On Mon, 09 Feb 2026 at 20:21:08 +0100, gregor herrmann wrote:
On Mon, 09 Feb 2026 13:29:44 +0000, Sean Whitton wrote:
We don't think you need explicit approval from your co-maintainers
anymore. Your upload workflows can be different to your teammates.
They can be using dput, dgit or tag2upload.
This surprises me a bit: Back in July I had described a scenario for
teams which might be problematic, and you seemed to agree at this
point:
https://lists.debian.org/debian-perl/2025/07/msg00027.html
Has anything changed since then wrt to this constellation?
I hope that maintainers and team members are aware of whether their team
uses specific tarball artifacts in the original spirit of the "orig"
tarball (most likely with pristine-tar or pristine-lfs, or perhaps
manually-managed), or whether their team uses any `git archive` output
that is "tree-same" to what upstream releases as some git-centric
developers advocate.
(Neither of these choices will make everyone happy, and I'm sure some
developers on each side of this divide already hate me for implying that
there is a choice to be made, but hopefully there's a majority in the
middle that is willing to accept the idea that there are two or more
reasonable possibilities.)
For teams that use tarball artifacts, the rule I've been following for
my own uploads is: first upload of a new upstream (usually revision 1)
has to include the desired tarball artifact (e.g. with `dgit
push-source` or traditional debsign/dput), but second and subsequent
uploads can be with `git debpush` (tag2upload).
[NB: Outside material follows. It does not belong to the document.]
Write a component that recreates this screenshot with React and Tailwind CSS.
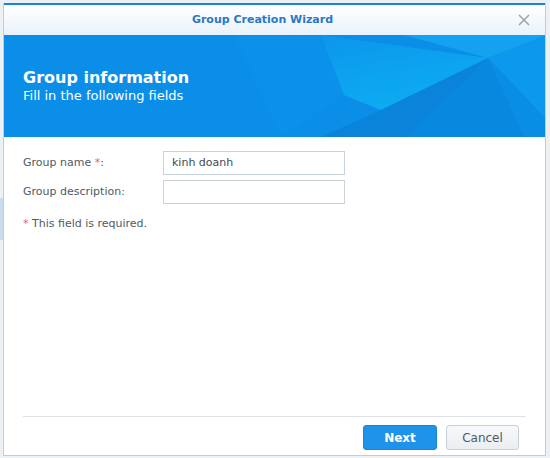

I believe `git debpush` will usually stop you from uploading a new
upstream release if a pristine-tar branch exists, on the basis that if
that branch exists, it's presumably because you or your team wanted to
use it. So I think that's already a safety-catch against the failure
mode that gregor describes?
This does mean that revision 1 is more complicated, but that's the case
already, because the uploader needs to check the new upstream release's
suitability, reconcile the packaging with the new upstream, update the
copyright file if necessary, and so on; and it means we can at least use
`git debpush` to make subsequent packaging revisions simpler to upload.
"Trivial changes are trivial" is a nice property to have!